Senate debates

Thursday, 8 February 2007

Climate Change

4:52 pm

Photo of Jan McLucasJan McLucas (Queensland, Australian Labor Party, Shadow Minister for Ageing, Disabilities and Carers) Share this | Hansard source

You can have your say and tell me when we had two category 5 cyclones of the intensity of Cyclone Larry and Cyclone Monica in one year. The impact of those two cyclones on our community was enormous. People in the south even recognised it, because we did not have bananas for a year. But the impact on primary industries other than the banana industry was also felt by the sugarcane industry and the lychee industry. In fact, all of our primary industries were totally devastated. The economic impact was huge. There was an impact on our tourism industry because people were frightened of coming, even though they should have been. The invitation is there: please come to the north.

I want to talk today about the social costs. For the people whose houses were deroofed, the people who lost their employment, the people who had to relocate because they simply could not stay there as there were no jobs to be had, that cost was huge. I acknowledge that the Commonwealth government certainly did put its hand in its pocket to help out, but the reality is that the Intergovernmental Panel on Climate Change say that there will be an increased frequency of very intense cyclones. They say that on the one hand there will be fewer cyclones overall but on the other hand the cyclones that we have will be of a more intense nature.

Senator Macdonald and I have lived through cyclones; he comes from the north as well. A category 1 cyclone is actually good for the environment up there, as we get a good dose of rain, especially if it goes over the Great Dividing Range, and especially if it gets into the Murray-Darling catchment system. But if the Intergovernmental Panel on Climate Change is right, we are going to see fewer category 1 cyclones and more category 5s. I am not saying that Cyclone Larry and Cyclone Monica can be directly related to climate change, but the fact is that the intergovernmental panel says that we will get increased frequency of extreme weather events like those two cyclones.
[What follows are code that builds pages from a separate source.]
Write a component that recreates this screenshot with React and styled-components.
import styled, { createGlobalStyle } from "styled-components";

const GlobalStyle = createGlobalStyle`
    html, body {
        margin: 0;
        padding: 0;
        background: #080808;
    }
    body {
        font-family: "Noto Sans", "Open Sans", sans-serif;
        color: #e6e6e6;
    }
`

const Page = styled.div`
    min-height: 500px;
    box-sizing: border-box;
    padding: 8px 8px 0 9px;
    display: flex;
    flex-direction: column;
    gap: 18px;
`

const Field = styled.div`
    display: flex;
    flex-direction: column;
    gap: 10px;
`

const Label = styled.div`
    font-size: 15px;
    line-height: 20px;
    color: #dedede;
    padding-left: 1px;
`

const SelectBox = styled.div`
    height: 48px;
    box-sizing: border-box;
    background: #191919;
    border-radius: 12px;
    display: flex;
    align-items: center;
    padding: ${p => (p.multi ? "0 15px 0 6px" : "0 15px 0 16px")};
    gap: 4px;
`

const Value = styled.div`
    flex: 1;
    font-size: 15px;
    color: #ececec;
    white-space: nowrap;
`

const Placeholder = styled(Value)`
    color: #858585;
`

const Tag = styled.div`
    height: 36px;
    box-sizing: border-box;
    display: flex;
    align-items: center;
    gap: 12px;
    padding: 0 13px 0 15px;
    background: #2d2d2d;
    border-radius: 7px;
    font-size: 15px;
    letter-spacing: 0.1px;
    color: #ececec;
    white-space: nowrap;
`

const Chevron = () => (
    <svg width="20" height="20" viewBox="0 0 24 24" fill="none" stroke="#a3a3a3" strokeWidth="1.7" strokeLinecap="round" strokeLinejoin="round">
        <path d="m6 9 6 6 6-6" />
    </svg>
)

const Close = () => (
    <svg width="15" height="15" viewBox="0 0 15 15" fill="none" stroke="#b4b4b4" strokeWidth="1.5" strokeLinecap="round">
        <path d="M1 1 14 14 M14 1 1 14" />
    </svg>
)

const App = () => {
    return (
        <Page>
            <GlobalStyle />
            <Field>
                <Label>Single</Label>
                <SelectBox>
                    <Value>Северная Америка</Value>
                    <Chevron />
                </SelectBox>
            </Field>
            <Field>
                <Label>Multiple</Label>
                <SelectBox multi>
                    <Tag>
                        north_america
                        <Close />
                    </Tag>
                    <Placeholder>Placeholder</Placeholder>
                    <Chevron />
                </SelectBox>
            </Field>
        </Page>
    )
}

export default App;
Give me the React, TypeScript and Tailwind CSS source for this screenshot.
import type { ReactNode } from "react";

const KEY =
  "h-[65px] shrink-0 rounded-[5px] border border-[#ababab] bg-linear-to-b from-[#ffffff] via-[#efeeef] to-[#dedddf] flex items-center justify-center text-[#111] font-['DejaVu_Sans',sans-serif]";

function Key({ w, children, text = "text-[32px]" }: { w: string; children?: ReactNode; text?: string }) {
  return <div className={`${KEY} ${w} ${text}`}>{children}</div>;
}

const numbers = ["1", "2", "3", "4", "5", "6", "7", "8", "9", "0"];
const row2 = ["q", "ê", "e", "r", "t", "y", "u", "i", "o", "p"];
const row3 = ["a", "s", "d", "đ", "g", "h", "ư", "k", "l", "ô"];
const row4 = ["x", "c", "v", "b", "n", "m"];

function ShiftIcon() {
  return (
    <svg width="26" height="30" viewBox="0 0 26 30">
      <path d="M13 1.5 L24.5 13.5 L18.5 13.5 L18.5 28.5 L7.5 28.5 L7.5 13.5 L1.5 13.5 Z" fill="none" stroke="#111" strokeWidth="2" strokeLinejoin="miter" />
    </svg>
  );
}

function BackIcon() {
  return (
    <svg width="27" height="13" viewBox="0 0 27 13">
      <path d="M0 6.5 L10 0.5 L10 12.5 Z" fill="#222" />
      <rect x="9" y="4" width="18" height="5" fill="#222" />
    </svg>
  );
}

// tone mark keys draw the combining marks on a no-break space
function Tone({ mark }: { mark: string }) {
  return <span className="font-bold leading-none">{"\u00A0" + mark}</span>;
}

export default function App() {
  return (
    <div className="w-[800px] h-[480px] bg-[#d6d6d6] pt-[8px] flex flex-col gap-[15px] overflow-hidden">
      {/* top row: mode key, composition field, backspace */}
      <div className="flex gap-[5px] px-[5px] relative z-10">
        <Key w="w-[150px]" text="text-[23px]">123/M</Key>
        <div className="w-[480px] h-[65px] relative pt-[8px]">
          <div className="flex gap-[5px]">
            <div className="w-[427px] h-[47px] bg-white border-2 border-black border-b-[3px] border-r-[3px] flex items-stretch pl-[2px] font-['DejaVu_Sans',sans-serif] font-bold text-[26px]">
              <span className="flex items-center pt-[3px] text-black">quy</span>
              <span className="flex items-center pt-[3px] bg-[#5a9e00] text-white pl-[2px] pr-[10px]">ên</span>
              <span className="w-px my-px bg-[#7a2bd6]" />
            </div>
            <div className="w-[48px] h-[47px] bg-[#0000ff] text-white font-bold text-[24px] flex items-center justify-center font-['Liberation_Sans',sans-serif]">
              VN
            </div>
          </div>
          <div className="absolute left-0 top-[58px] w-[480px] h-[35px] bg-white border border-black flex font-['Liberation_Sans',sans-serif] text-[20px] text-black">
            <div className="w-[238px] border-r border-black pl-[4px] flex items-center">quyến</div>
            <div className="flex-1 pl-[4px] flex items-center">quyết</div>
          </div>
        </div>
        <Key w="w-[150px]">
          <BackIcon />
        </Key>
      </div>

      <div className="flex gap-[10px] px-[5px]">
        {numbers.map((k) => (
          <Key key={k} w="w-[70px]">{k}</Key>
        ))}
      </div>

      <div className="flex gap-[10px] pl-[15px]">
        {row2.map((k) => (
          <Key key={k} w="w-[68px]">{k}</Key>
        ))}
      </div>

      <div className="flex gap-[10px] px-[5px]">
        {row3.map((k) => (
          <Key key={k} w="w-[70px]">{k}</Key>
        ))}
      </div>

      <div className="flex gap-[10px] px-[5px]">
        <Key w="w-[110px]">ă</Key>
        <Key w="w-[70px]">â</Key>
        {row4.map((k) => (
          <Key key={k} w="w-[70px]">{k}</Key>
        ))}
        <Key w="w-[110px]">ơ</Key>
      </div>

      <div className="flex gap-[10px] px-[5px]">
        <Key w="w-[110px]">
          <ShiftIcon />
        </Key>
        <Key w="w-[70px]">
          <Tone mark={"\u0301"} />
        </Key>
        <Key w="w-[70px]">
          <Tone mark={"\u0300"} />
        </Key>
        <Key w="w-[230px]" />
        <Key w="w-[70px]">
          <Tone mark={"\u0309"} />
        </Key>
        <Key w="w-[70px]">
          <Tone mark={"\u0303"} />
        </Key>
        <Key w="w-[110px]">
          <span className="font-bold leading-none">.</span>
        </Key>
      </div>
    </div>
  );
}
That is the reality; that is what we are dealing with. We are dealing with the impact of those sorts of weather events on our communities. I am sure that Senator Macdonald has heard, as I have, that our communities are rightfully worried about what we are going to do to mitigate that and what we are going to do to protect our communities from that sort of damage.

North Queenslanders know that climate change is real. North Queenslanders know that we have to do something as a community and as a nation—and, more importantly, as a global community. The Torres Strait islands people, tourism operators, reef managers and the managers of the wet tropics know that we have to do something. It is time for this government to really acknowledge and recognise the link between human activity and climate change and to join the efforts of the international community by ratifying the Kyoto protocol as a first step and then getting on with reducing our greenhouse gas emissions.